STATED PROBLEM: Skip the images and copy each record exactly as written.

Records from a data source:

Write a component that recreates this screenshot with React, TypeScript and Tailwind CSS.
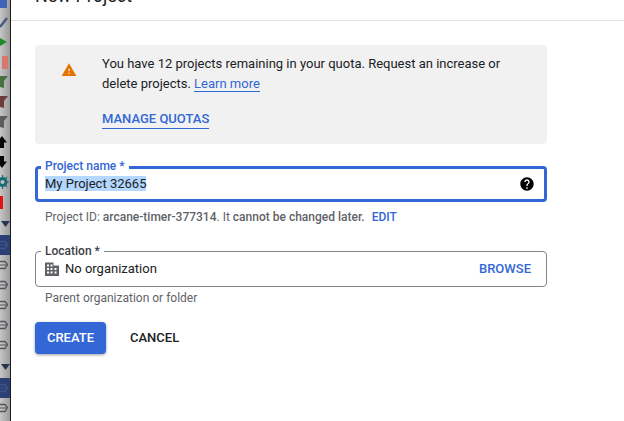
const blue = "text-[#3367d6]";

function Funnel({ color }: { color: string }) {
  return (
    <svg width="10" height="14" viewBox="0 0 10 14">
      <path d="M-3 1H8L4 6v7L0 12V6z" fill={color} />
    </svg>
  );
}

function Row({ selected }: { selected?: boolean }) {
  const stroke = selected ? "#3e5488" : "#50545c";
  return (
    <div className={`flex h-5 shrink-0 items-center ${selected ? "bg-[#2b3f73]" : ""}`}>
      <svg width="10" height="12" viewBox="0 0 10 12">
        <path d="M-1 2.5h6l2.5 3L5 9.5H-1" fill="none" stroke={stroke} strokeWidth="1.3" />
        <path d="M-1 6h8" stroke={stroke} strokeWidth="1" />
      </svg>
    </div>
  );
}

function Caret() {
  return (
    <div className="flex h-[23px] shrink-0 items-center justify-end">
      <svg width="9" height="6" viewBox="0 0 9 6">
        <path d="M0 0h9L4.5 6z" fill="#27364f" />
      </svg>
    </div>
  );
}

function Slot({ children }: { children: React.ReactNode }) {
  return <div className="flex h-5 shrink-0 items-center overflow-hidden">{children}</div>;
}

function Toolbar() {
  return (
    <aside className="flex h-full w-[11px] shrink-0 flex-col overflow-hidden border-r border-r-[#1c1c1c] bg-gradient-to-r from-[#c6c6c6] to-[#9a9a9a]">
      <div className="-mt-2 flex flex-col">
        <Slot>
          <div className="h-3 w-[7px] bg-[#3f63b5]" />
        </Slot>
        <Slot>
          <svg width="10" height="12" viewBox="0 0 10 12">
            <path d="M0 11L7 2" stroke="#47597d" strokeWidth="2.4" />
          </svg>
        </Slot>
        <Slot>
          <svg width="10" height="10" viewBox="0 0 10 10">
            <path d="M0 1l7 4-7 4z" fill="#1f8a2c" />
          </svg>
        </Slot>
        <Slot>
          <div className="ml-0.5 h-[13px] w-1.5 bg-[#d8776d]" />
        </Slot>
        <Slot>
          <Funnel color="#47703f" />
        </Slot>
        <Slot>
          <Funnel color="#6e3b3b" />
        </Slot>
        <Slot>
          <Funnel color="#5c5c5c" />
        </Slot>
        <Slot>
          <svg width="10" height="14" viewBox="0 0 10 14">
            <path d="M-3 7.5L2 1l5 6.5H4V13H0V7.5z" fill="#050505" />
          </svg>
        </Slot>
        <Slot>
          <svg width="10" height="14" viewBox="0 0 10 14">
            <path d="M-3 6.5L2 13l5-6.5H4V1H0v5.5z" fill="#050505" />
          </svg>
        </Slot>
        <Slot>
          <svg width="10" height="14" viewBox="0 0 10 14">
            <circle cx="2.5" cy="7" r="3.5" fill="none" stroke="#176b73" strokeWidth="3" />
            <path d="M2.5 0v14M-4 7h13M-2 2l9 10M7 2l-9 10" stroke="#176b73" strokeWidth="1.2" />
            <circle cx="2.5" cy="7" r="2" fill="#bdbdbd" />
          </svg>
        </Slot>
        <Slot>
          <div className="h-[13px] w-[3px] bg-[#e11414]" />
        </Slot>
        <Caret />
        <Row selected />
        <Row />
        <Row />
        <Row />
        <Row />
        <Row />
        <Caret />
        <Row selected />
        <Row />
      </div>
    </aside>
  );
}

export default function App() {
  return (
    <div className="flex h-[421px] w-[624px] overflow-hidden bg-white font-['Roboto',sans-serif] text-[13px] text-[#202124]">
      <Toolbar />
      <main className="min-w-0 flex-1">
        <header className="h-[21px] overflow-hidden border-b border-b-[#e0e0e0] pl-6">
          <h1 className="-mt-4 text-[18px] leading-[24px] font-normal">New Project</h1>
        </header>

        <div className="box-content w-[512px] pt-6 pl-6">
          <section className="flex h-[99px] rounded bg-[#f1f1f1]">
            <div className="flex w-[67px] shrink-0 justify-center pt-[17px]">
              <svg width="16" height="16" viewBox="0 0 24 24">
                <path d="M1 21h22L12 2 1 21zm12-3h-2v-2h2v2zm0-4h-2v-4h2v4z" fill="#e37400" />
              </svg>
            </div>
            <div className="pt-[9px] leading-5">
              <p className="w-[420px]">
                You have 12 projects remaining in your quota. Request an increase or delete projects.{" "}
                <a className={`${blue} border-b border-b-[#3367d6]`}>Learn more</a>
              </p>
              <a className={`${blue} mt-[15px] inline-block border-b border-b-[#3367d6] leading-[19px] font-medium`}>
                MANAGE QUOTAS
              </a>
            </div>
          </section>

          <div className="relative mt-[22px] flex h-[36px] items-center rounded border-[3px] border-[#3367d6] pr-[9px] pl-[7px]">
            <span className={`absolute -top-[11px] left-[3px] bg-white px-1 text-[12px] leading-4 font-medium ${blue}`}>
              Project name *
            </span>
            <span className="flex-1 leading-[20px]">
              <span className="bg-[#b3d7ff] text-[#202124]">My Project 32665</span>
            </span>
            <svg width="16" height="16" viewBox="0 0 24 24">
              <path
                d="M12 2C6.48 2 2 6.48 2 12s4.48 10 10 10 10-4.48 10-10S17.52 2 12 2zm1 17h-2v-2h2v2zm2.07-7.75l-.9.92C13.45 12.9 13 13.5 13 15h-2v-.5c0-1.1.45-2.1 1.17-2.83l1.24-1.26c.37-.36.59-.86.59-1.41 0-1.1-.9-2-2-2s-2 .9-2 2H8c0-2.21 1.79-4 4-4s4 1.79 4 4c0 .88-.36 1.68-.93 2.25z"
                fill="#000"
              />
            </svg>
          </div>
          <p className="mt-[7px] pl-2.5 text-[12px] leading-4 text-[#5f6368]">
            Project ID: <span className="font-medium">arcane-timer-377314</span>. It{" "}
            <span className="font-medium">cannot be changed later.</span>
            <a className={`${blue} ml-[7px] font-medium`}>EDIT</a>
          </p>

          <div className="relative mt-[26px] flex h-[36px] items-center rounded border border-[#80868b] pr-[15px] pl-[9px]">
            <span className="absolute -top-[9px] left-[5px] bg-white px-1 text-[12px] leading-4 font-medium text-[#3c4043]">
              Location *
            </span>
            <svg width="14" height="14" viewBox="0 0 14 14">
              <path
                fillRule="evenodd"
                d="M0 0.5h8.5v3H14V14H0zM2 2.5v2h2v-2zM5.5 2.5v2h2v-2zM2 6v2h2V6zM5.5 6v2h2V6zM9.5 6v2h2V6zM2 9.5v2h2v-2zM5.5 9.5v2h2v-2zM9.5 9.5v2h2v-2z"
                fill="#5f6368"
              />
            </svg>
            <span className="ml-1.5 flex-1">No organization</span>
            <a className={`${blue} font-medium`}>BROWSE</a>
          </div>
          <p className="mt-[3px] pl-2.5 text-[12px] leading-4 text-[#5f6368]">Parent organization or folder</p>

          <div className="mt-4 flex items-center">
            <button className="h-8 w-[71px] rounded bg-[#3367d6] text-[13px] font-medium text-white shadow-[0_1px_3px_rgba(60,64,67,0.5)]">
              CREATE
            </button>
            <button className="ml-6 text-[13px] font-medium text-[#202124]">CANCEL</button>
          </div>
        </div>
      </main>
    </div>
  );
}
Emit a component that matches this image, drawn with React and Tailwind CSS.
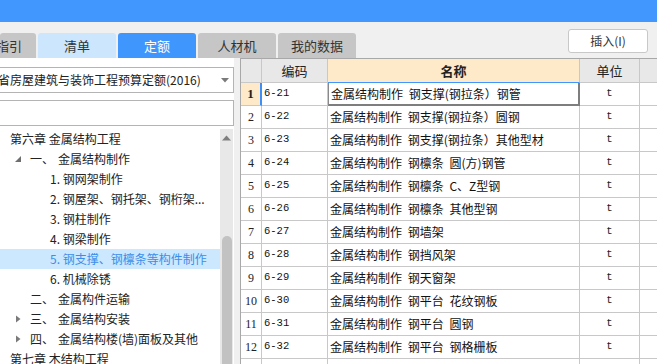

TASK RESPONSE:
Write a component that recreates this screenshot with React, TypeScript and Tailwind CSS.
const blue = "text-[#3367d6]";

function Funnel({ color }: { color: string }) {
  return (
    <svg width="10" height="14" viewBox="0 0 10 14">
      <path d="M-3 1H8L4 6v7L0 12V6z" fill={color} />
    </svg>
  );
}

function Row({ selected }: { selected?: boolean }) {
  const stroke = selected ? "#3e5488" : "#50545c";
  return (
    <div className={`flex h-5 shrink-0 items-center ${selected ? "bg-[#2b3f73]" : ""}`}>
      <svg width="10" height="12" viewBox="0 0 10 12">
        <path d="M-1 2.5h6l2.5 3L5 9.5H-1" fill="none" stroke={stroke} strokeWidth="1.3" />
        <path d="M-1 6h8" stroke={stroke} strokeWidth="1" />
      </svg>
    </div>
  );
}

function Caret() {
  return (
    <div className="flex h-[23px] shrink-0 items-center justify-end">
      <svg width="9" height="6" viewBox="0 0 9 6">
        <path d="M0 0h9L4.5 6z" fill="#27364f" />
      </svg>
    </div>
  );
}

function Slot({ children }: { children: React.ReactNode }) {
  return <div className="flex h-5 shrink-0 items-center overflow-hidden">{children}</div>;
}

function Toolbar() {
  return (
    <aside className="flex h-full w-[11px] shrink-0 flex-col overflow-hidden border-r border-r-[#1c1c1c] bg-gradient-to-r from-[#c6c6c6] to-[#9a9a9a]">
      <div className="-mt-2 flex flex-col">
        <Slot>
          <div className="h-3 w-[7px] bg-[#3f63b5]" />
        </Slot>
        <Slot>
          <svg width="10" height="12" viewBox="0 0 10 12">
            <path d="M0 11L7 2" stroke="#47597d" strokeWidth="2.4" />
          </svg>
        </Slot>
        <Slot>
          <svg width="10" height="10" viewBox="0 0 10 10">
            <path d="M0 1l7 4-7 4z" fill="#1f8a2c" />
          </svg>
        </Slot>
        <Slot>
          <div className="ml-0.5 h-[13px] w-1.5 bg-[#d8776d]" />
        </Slot>
        <Slot>
          <Funnel color="#47703f" />
        </Slot>
        <Slot>
          <Funnel color="#6e3b3b" />
        </Slot>
        <Slot>
          <Funnel color="#5c5c5c" />
        </Slot>
        <Slot>
          <svg width="10" height="14" viewBox="0 0 10 14">
            <path d="M-3 7.5L2 1l5 6.5H4V13H0V7.5z" fill="#050505" />
          </svg>
        </Slot>
        <Slot>
          <svg width="10" height="14" viewBox="0 0 10 14">
            <path d="M-3 6.5L2 13l5-6.5H4V1H0v5.5z" fill="#050505" />
          </svg>
        </Slot>
        <Slot>
          <svg width="10" height="14" viewBox="0 0 10 14">
            <circle cx="2.5" cy="7" r="3.5" fill="none" stroke="#176b73" strokeWidth="3" />
            <path d="M2.5 0v14M-4 7h13M-2 2l9 10M7 2l-9 10" stroke="#176b73" strokeWidth="1.2" />
            <circle cx="2.5" cy="7" r="2" fill="#bdbdbd" />
          </svg>
        </Slot>
        <Slot>
          <div className="h-[13px] w-[3px] bg-[#e11414]" />
        </Slot>
        <Caret />
        <Row selected />
        <Row />
        <Row />
        <Row />
        <Row />
        <Row />
        <Caret />
        <Row selected />
        <Row />
      </div>
    </aside>
  );
}

export default function App() {
  return (
    <div className="flex h-[421px] w-[624px] overflow-hidden bg-white font-['Roboto',sans-serif] text-[13px] text-[#202124]">
      <Toolbar />
      <main className="min-w-0 flex-1">
        <header className="h-[21px] overflow-hidden border-b border-b-[#e0e0e0] pl-6">
          <h1 className="-mt-4 text-[18px] leading-[24px] font-normal">New Project</h1>
        </header>

        <div className="box-content w-[512px] pt-6 pl-6">
          <section className="flex h-[99px] rounded bg-[#f1f1f1]">
            <div className="flex w-[67px] shrink-0 justify-center pt-[17px]">
              <svg width="16" height="16" viewBox="0 0 24 24">
                <path d="M1 21h22L12 2 1 21zm12-3h-2v-2h2v2zm0-4h-2v-4h2v4z" fill="#e37400" />
              </svg>
            </div>
            <div className="pt-[9px] leading-5">
              <p className="w-[420px]">
                You have 12 projects remaining in your quota. Request an increase or delete projects.{" "}
                <a className={`${blue} border-b border-b-[#3367d6]`}>Learn more</a>
              </p>
              <a className={`${blue} mt-[15px] inline-block border-b border-b-[#3367d6] leading-[19px] font-medium`}>
                MANAGE QUOTAS
              </a>
            </div>
          </section>

          <div className="relative mt-[22px] flex h-[36px] items-center rounded border-[3px] border-[#3367d6] pr-[9px] pl-[7px]">
            <span className={`absolute -top-[11px] left-[3px] bg-white px-1 text-[12px] leading-4 font-medium ${blue}`}>
              Project name *
            </span>
            <span className="flex-1 leading-[20px]">
              <span className="bg-[#b3d7ff] text-[#202124]">My Project 32665</span>
            </span>
            <svg width="16" height="16" viewBox="0 0 24 24">
              <path
                d="M12 2C6.48 2 2 6.48 2 12s4.48 10 10 10 10-4.48 10-10S17.52 2 12 2zm1 17h-2v-2h2v2zm2.07-7.75l-.9.92C13.45 12.9 13 13.5 13 15h-2v-.5c0-1.1.45-2.1 1.17-2.83l1.24-1.26c.37-.36.59-.86.59-1.41 0-1.1-.9-2-2-2s-2 .9-2 2H8c0-2.21 1.79-4 4-4s4 1.79 4 4c0 .88-.36 1.68-.93 2.25z"
                fill="#000"
              />
            </svg>
          </div>
          <p className="mt-[7px] pl-2.5 text-[12px] leading-4 text-[#5f6368]">
            Project ID: <span className="font-medium">arcane-timer-377314</span>. It{" "}
            <span className="font-medium">cannot be changed later.</span>
            <a className={`${blue} ml-[7px] font-medium`}>EDIT</a>
          </p>

          <div className="relative mt-[26px] flex h-[36px] items-center rounded border border-[#80868b] pr-[15px] pl-[9px]">
            <span className="absolute -top-[9px] left-[5px] bg-white px-1 text-[12px] leading-4 font-medium text-[#3c4043]">
              Location *
            </span>
            <svg width="14" height="14" viewBox="0 0 14 14">
              <path
                fillRule="evenodd"
                d="M0 0.5h8.5v3H14V14H0zM2 2.5v2h2v-2zM5.5 2.5v2h2v-2zM2 6v2h2V6zM5.5 6v2h2V6zM9.5 6v2h2V6zM2 9.5v2h2v-2zM5.5 9.5v2h2v-2zM9.5 9.5v2h2v-2z"
                fill="#5f6368"
              />
            </svg>
            <span className="ml-1.5 flex-1">No organization</span>
            <a className={`${blue} font-medium`}>BROWSE</a>
          </div>
          <p className="mt-[3px] pl-2.5 text-[12px] leading-4 text-[#5f6368]">Parent organization or folder</p>

          <div className="mt-4 flex items-center">
            <button className="h-8 w-[71px] rounded bg-[#3367d6] text-[13px] font-medium text-white shadow-[0_1px_3px_rgba(60,64,67,0.5)]">
              CREATE
            </button>
            <button className="ml-6 text-[13px] font-medium text-[#202124]">CANCEL</button>
          </div>
        </div>
      </main>
    </div>
  );
}
Emit a component that matches this image, drawn with React and Tailwind CSS.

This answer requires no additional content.